1. Swillistrations. I've got a class in tabletop photography on Saturday, and I've got a work table for my studio on order. I will do fifteen pieces, and seven of them will go into Swill. When finished, I will submit them in a batch to Spectrum, and produce a POD calender based on the best of the old Bonelands series.

I will also do a tutorial based on one of the prints. I will try and make it as complete and professional as possible. When it's done, I'll send out a request for career information to as many different graphic software companies as I can find, and include the tutorial as a portfolio piece.

Then I will put together a portfolio, and look for galleries and art agents. Once I get a sizeable batch of portfolios circulating, I forget about it for a while.
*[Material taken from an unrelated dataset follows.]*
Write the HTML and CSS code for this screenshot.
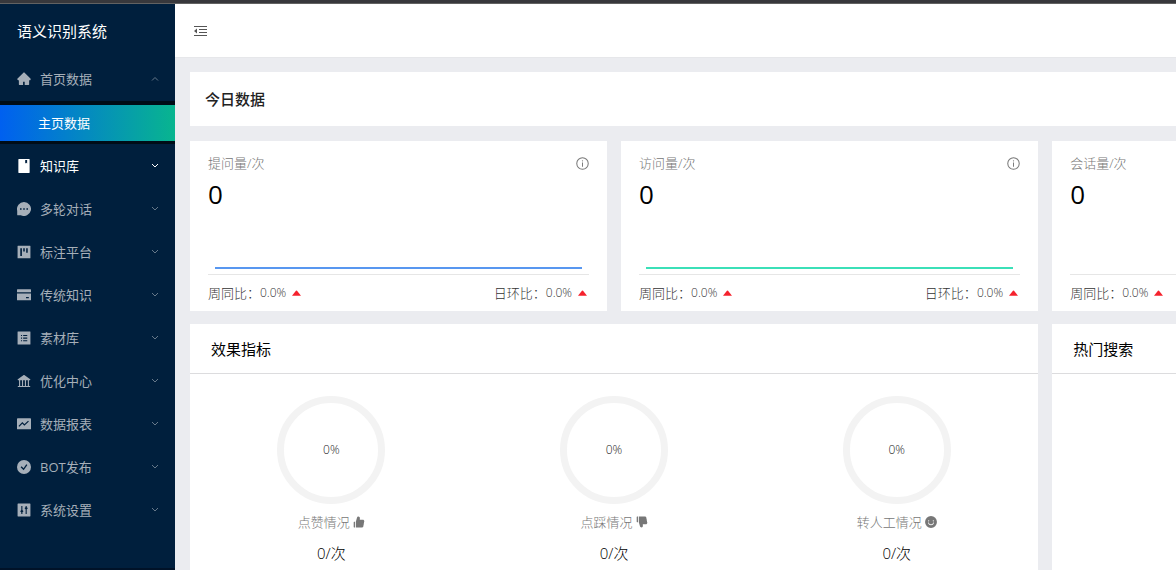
FILE: index.html
```html
<!DOCTYPE html>
<html lang="zh-CN">
<head>
<meta charset="utf-8">
<title>语义识别系统</title>
<link rel="stylesheet" href="styles.css">
</head>
<body>
<svg class="sprite" aria-hidden="true">
  <symbol id="down" viewBox="0 0 8 6"><path d="M1 1l3 3 3-3" fill="none" stroke="currentColor" stroke-width="1"/></symbol>
  <symbol id="up" viewBox="0 0 8 6"><path d="M1 4.500l3-3 3 3" fill="none" stroke="currentColor" stroke-width="1"/></symbol>
  <symbol id="caret" viewBox="0 0 10 6"><path d="M0 6L4.400.4q.6-.6 1.200 0L10 6z"/></symbol>
  <symbol id="info" viewBox="0 0 1024 1024"><path d="M512 20a492 492 0 1 0 0 984 492 492 0 0 0 0-984zm0 904a412 412 0 1 1 0-824 412 412 0 0 1 0 824z"/><path d="M462 300a50 50 0 10100 0 50 50 0 10-100 0zm12 130h76v330h-76z"/></symbol>
</svg>
<div class="strip"></div>
<div class="app">
  <aside class="sidebar">
    <h1 class="brand">语义识别系统</h1>
    <nav class="menu">
      <button class="item home" type="button" aria-expanded="true">
        <svg class="icon" viewBox="40 60 944 944"><path d="M946.500 505L534.600 93.400a31.930 31.930 0 00-45.200 0L77.500 505c-12 12-18.800 28.300-18.800 45.300 0 35.300 28.700 64 64 64h43.400V908c0 17.700 14.300 32 32 32H448V716h112v224h265.900c17.700 0 32-14.300 32-32V614.300h43.400c17 0 33.300-6.700 45.300-18.800 24.900-25 24.900-65.500-.1-90.500z"/></svg>
        <span class="name">首页数据</span><svg class="arrow"><use href="#up"/></svg>
      </button>
      <div class="submenu"><a class="current" href="#home">主页数据</a></div>
      <button class="item active" type="button">
        <svg class="icon" viewBox="0 0 1024 1024"><path d="M892 0H132c-18 0-32 14-32 32v960c0 18 14 32 32 32h760c18 0 32-14 32-32V32c0-18-14-32-32-32zM740 330L670 280 600 330V70h140z"/></svg>
        <span class="name">知识库</span><svg class="arrow"><use href="#down"/></svg>
      </button>
      <button class="item" type="button">
        <svg class="icon" viewBox="0 0 1024 1024"><path fill-rule="evenodd" d="M512 0A512 512 0 1 1 285 971H60q-45 0-45-45V640A512 512 0 0 1 512 0zM220 455v114h114V455zm235 0v114h114V455zm235 0v114h114V455z"/></svg>
        <span class="name">多轮对话</span><svg class="arrow"><use href="#down"/></svg>
      </button>
      <button class="item" type="button">
        <svg class="icon" viewBox="0 0 1024 1024"><path fill-rule="evenodd" d="M72 50h880q30 0 30 30v864q0 30-30 30H72q-30 0-30-30V80q0-30 30-30zM240 240v560h120V240zm215 0v230h115V240zm215 0v320h115V240z"/></svg>
        <span class="name">标注平台</span><svg class="arrow"><use href="#down"/></svg>
      </button>
      <button class="item" type="button">
        <svg class="icon" viewBox="0 0 1024 1024"><path fill-rule="evenodd" d="M30 95h964q30 0 30 30v180H0V125q0-30 30-30zM0 405h1024v470q0 30-30 30H30q-30 0-30-30zM660 650v100h205V650z"/></svg>
        <span class="name">传统知识</span><svg class="arrow"><use href="#down"/></svg>
      </button>
      <button class="item" type="button">
        <svg class="icon" viewBox="0 0 1024 1024"><path fill-rule="evenodd" d="M72 30h880q30 0 30 30v904q0 30-30 30H72q-30 0-30-30V60q0-30 30-30zM290 290v80h80v-80zm160 0v80h300v-80zM290 480v80h80v-80zm160 0v80h300v-80zM290 670v80h80v-80zm160 0v80h300v-80z"/></svg>
        <span class="name">素材库</span><svg class="arrow"><use href="#down"/></svg>
      </button>
      <button class="item" type="button">
        <svg class="icon" viewBox="60 60 904 904"><path d="M894 462c30.900 0 43.800-39.700 18.700-58L530.800 126.200a31.810 31.810 0 00-37.600 0L111.300 404c-25.100 18.200-12.200 58 18.800 58H192v374h-72c-4.400 0-8 3.600-8 8v52c0 4.400 3.600 8 8 8h784c4.400 0 8-3.600 8-8v-52c0-4.400-3.600-8-8-8h-72V462h62zM381 836H264V462h117v374zm189 0H453V462h117v374zm190 0H642V462h118v374z"/></svg>
        <span class="name">优化中心</span><svg class="arrow"><use href="#down"/></svg>
      </button>
      <button class="item" type="button">
        <svg class="icon" viewBox="0 0 1024 1024"><path d="M30 95h964q30 0 30 30v750q0 30-30 30H30q-30 0-30-30V125q0-30 30-30z"/><path class="cut" d="M140 690l250-260 150 150 300-280" stroke-width="90"/></svg>
        <span class="name">数据报表</span><svg class="arrow"><use href="#down"/></svg>
      </button>
      <button class="item" type="button">
        <svg class="icon" viewBox="0 0 1024 1024"><circle cx="512" cy="512" r="512"/><path class="cut" d="M300 490l180 190 240-340" stroke-width="100"/></svg>
        <span class="name">BOT发布</span><svg class="arrow"><use href="#down"/></svg>
      </button>
      <button class="item" type="button">
        <svg class="icon" viewBox="0 0 1024 1024"><path d="M72 42h880q30 0 30 30v880q0 30-30 30H72q-30 0-30-30V72q0-30 30-30z"/><path class="cut" d="M355 220v580M670 220v580M255 600h200M570 380h200" stroke-width="80"/><circle class="cut" cx="355" cy="600" r="55" stroke-width="60"/><circle class="cut" cx="670" cy="380" r="55" stroke-width="60"/></svg>
        <span class="name">系统设置</span><svg class="arrow"><use href="#down"/></svg>
      </button>
    </nav>
    <div class="trigger"></div>
  </aside>
  <div class="page">
    <header class="topbar">
      <button class="fold" type="button" aria-label="收起菜单"><svg viewBox="0 0 13 12"><path d="M0 1h13v1H0zM5 4h8v1H5zM5 7h8v1H5zM0 10h13v1H0zM3 3.500v5L0 6z"/></svg></button>
    </header>
    <main class="content">
      <section class="panel heading"><h2>今日数据</h2></section>
      <div class="columns">
        <section class="panel stat">
          <div class="stat-top"><span>提问量/次</span><svg class="info"><use href="#info"/></svg></div>
          <div class="number">0</div>
          <div class="chart blue"></div>
          <div class="compare"><span class="rate"><span>周同比：</span><span class="value">0.0%</span><svg><use href="#caret"/></svg></span><span class="rate"><span>日环比：</span><span class="value">0.0%</span><svg><use href="#caret"/></svg></span></div>
        </section>
        <section class="panel stat">
          <div class="stat-top"><span>访问量/次</span><svg class="info"><use href="#info"/></svg></div>
          <div class="number">0</div>
          <div class="chart green"></div>
          <div class="compare"><span class="rate"><span>周同比：</span><span class="value">0.0%</span><svg><use href="#caret"/></svg></span><span class="rate"><span>日环比：</span><span class="value">0.0%</span><svg><use href="#caret"/></svg></span></div>
        </section>
        <section class="panel stat bleed">
          <div class="stat-top"><span>会话量/次</span></div>
          <div class="number">0</div>
          <div class="chart"></div>
          <div class="compare"><span class="rate"><span>周同比：</span><span class="value">0.0%</span><svg><use href="#caret"/></svg></span></div>
        </section>
      </div>
      <div class="columns lower">
        <section class="panel effect">
          <h3>效果指标</h3>
          <div class="gauges">
            <div class="gauge"><div class="ring">0%</div><div class="caption">点赞情况<svg viewBox="60 60 904 904"><path id="thumb" d="M885.900 533.700c16.800-22.200 26.100-49.400 26.100-77.700 0-44.900-25.100-87.400-65.500-111.100a67.670 67.670 0 00-34.300-9.300H572.400l6-122.900c1.400-29.700-9.100-57.900-29.500-79.400A106.620 106.620 0 00471 99.900c-52 0-98 35-111.800 85.100l-85.900 311h-.3v428h472.300c9.200 0 18.200-1.800 26.500-5.400 47.600-20.300 78.300-66.800 78.300-118.400 0-12.600-1.800-25-5.400-37 16.800-22.200 26.100-49.400 26.100-77.700 0-12.600-1.800-25-5.400-37 16.800-22.200 26.100-49.400 26.100-77.700-.2-12.600-2-25.100-5.600-37.100zM112 528v364c0 17.700 14.300 32 32 32h65V496h-65c-17.700 0-32 14.300-32 32z"/></svg></div><div class="total">0/次</div></div>
            <div class="gauge"><div class="ring">0%</div><div class="caption">点踩情况<svg viewBox="60 60 904 904"><use href="#thumb" transform="translate(0 1024) scale(1 -1)"/></svg></div><div class="total">0/次</div></div>
            <div class="gauge"><div class="ring">0%</div><div class="caption">转人工情况<svg viewBox="60 60 904 904"><path fill-rule="evenodd" d="M512 64a448 448 0 1 0 0 896 448 448 0 0 0 0-896zM288 421a48 48 0 1 0 96 0 48 48 0 0 0-96 0zm352 0a48 48 0 1 0 96 0 48 48 0 0 0-96 0zM288 541h60c5 75 70 140 164 140s159-65 164-140h60c-5 115-105 212-224 212s-219-97-224-212z"/></svg></div><div class="total">0/次</div></div>
          </div>
        </section>
        <section class="panel search"><h3>热门搜索</h3></section>
      </div>
    </main>
  </div>
</div>
</body>
</html>
```
FILE: styles.css
```css
* { box-sizing: border-box; }

body {
  margin: 0;
  height: 100vh;
  overflow: hidden;
  display: flex;
  flex-direction: column;
  background: #ebecf0;
  color: #000;
  font: 300 13px/20px "Open Sans", "Noto Sans CJK SC", sans-serif;
}

h1, h2, h3 { margin: 0; font-size: 15px; line-height: 24px; font-weight: 400; }
button { border: 0; padding: 0; background: none; font: inherit; color: inherit; text-align: left; cursor: pointer; }
svg { fill: currentColor; flex: none; }
.sprite { position: absolute; width: 0; height: 0; }

.strip { flex: none; height: 4px; background: #38383c; border-bottom: 1px solid #626262; }
.app { flex: 1; min-height: 0; display: flex; }

.sidebar {
  flex: none;
  width: 175px;
  display: flex;
  flex-direction: column;
  background: #001f3d;
  color: #a6afb9;
}
.brand { padding: 15px 17px 14px; color: #fff; }
.menu { flex: 1; display: flex; flex-direction: column; font-weight: 400; }
.item { flex: none; height: 43px; padding: 0 16px 0 17px; display: flex; align-items: center; }
.icon { width: 14px; height: 14px; margin-right: 9px; }
.cut { fill: none; stroke: #001f3d; }
.name { flex: 1; }
.arrow { width: 8px; height: 6px; color: #66788a; }
.active, .active .arrow { color: #fff; }
.submenu { margin-top: 1px; padding: 4px 0 3px; background: #000c17; }
.current {
  display: block;
  padding: 8px 38px;
  color: #fff;
  text-decoration: none;
  background: linear-gradient(90deg, #0060f0, #08b58f);
}
.trigger { flex: none; height: 2px; background: #001228; }

.page { flex: 1; min-width: 0; display: flex; flex-direction: column; }
.topbar { flex: none; height: 54px; padding: 0 19px; display: flex; align-items: center; background: #fff; border-bottom: 1px solid #e6e7ea; }
.fold { display: flex; color: #555; }
.fold svg { width: 13px; height: 12px; }

.content { flex: 1; min-height: 0; padding: 14px 0 0 15px; display: flex; flex-direction: column; }
.panel { background: #fff; }
.heading { flex: none; padding: 15px; margin-bottom: 15px; }
.heading h2 { font-weight: 500; color: #222; }

.columns { display: grid; grid-template-columns: 42.3% 42.3% 1fr; column-gap: 14px; }
.stat { padding: 12px 18px 8px; color: #333; }
.bleed { padding-right: 0; }
.stat-top { display: flex; justify-content: space-between; align-items: center; color: #777; }
.info { width: 13px; height: 13px; }
.number { margin-top: 3px; font-size: 26px; line-height: 36px; font-weight: 400; color: #000; }
.chart { height: 57px; margin: 0 7px 5px; }
.blue { border-bottom: 2px solid #5897f0; }
.green { border-bottom: 2px solid #3be0b8; }
.compare { padding-top: 8px; display: flex; justify-content: space-between; border-top: 1px solid #e6e6e6; }
.rate { display: flex; align-items: center; }
.value { font-size: 12px; }
.rate svg { width: 9px; height: 6px; margin: 0 2px 0 6px; color: #f5222d; }

.lower { flex: 1; min-height: 0; margin-top: 13px; }
.effect { grid-column: span 2; }
.lower h3 { padding: 13px 21px 12px; border-bottom: 1px solid #dcdcde; }
.gauges { display: grid; grid-template-columns: repeat(3, 1fr); padding-top: 22px; }
.gauge { display: flex; flex-direction: column; align-items: center; }
.ring {
  width: 108px;
  height: 108px;
  display: flex;
  align-items: center;
  justify-content: center;
  border: 7px solid #f3f3f3;
  border-radius: 50%;
  color: #222;
  font-size: 12px;
}
.caption { margin-top: 8px; display: flex; align-items: center; color: #777; }
.caption svg { width: 12px; height: 12px; margin-left: 3px; }
.total { margin-top: 9px; font-size: 15px; line-height: 24px; color: #000; }
```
2. Write a resume for my writing, and change my personal site --, it's primitive but enthusiastic -- to a business site, advertising my services as writer, artist, editor, and designer.

3. Then I write the novel. Straight through, by myself, write it, read it, revise it, then it's line edits and off. No dicking around. I have a fucking plot, I've written it nine times already. It is time to be a pro.

4. Then I put together a round of portfolios to send out to ad agencies and so on.

5. Then I finish the script and get it off to agents, and possibly self-publish it as a book. Because I'm like nine kinds of crazy.

6. Then I find out about doing dinosaur books for children.

At that point, it's vague and fuzzy, which is fine. I'll be changing this as it goes along.

But I need to be focused on effective productivity. Part of that is recognizing that if I get too scattered, too worried, too unhappy, too stressed, etc. I stop functioning. So I need to eliminate sources of stress from my life to a degree that, yes, is not normal. Is not something that would be acceptable in most people.

I have the option of doing that. And I'm taking it. I think that the combination of focusing the bulk of my time on the large, ambitious, self-expressive work, while searching for commercial work in-between bouts, will produce some kind of positive result in the long run, even if it's something I can only keep up for a while.

I will be trying to find the balance between my obsessive need to do one project at a time, and my desire for a more systematic and predictable life, especially the money part. If I'm going to function, I need to respect and work with my obsessions.

I told the missus that I might make some decisions that will be wrong or crazy over the next six months or a year, and that we were going to have to live with that. Because it's time to do something different.

It's time to do it -- not Frank's way, not Sid's way -- my way. Folks, if you haven't tried it? Put yourself in a position to rub your hands together and cackle. It is scary as shit but it's hell of fun.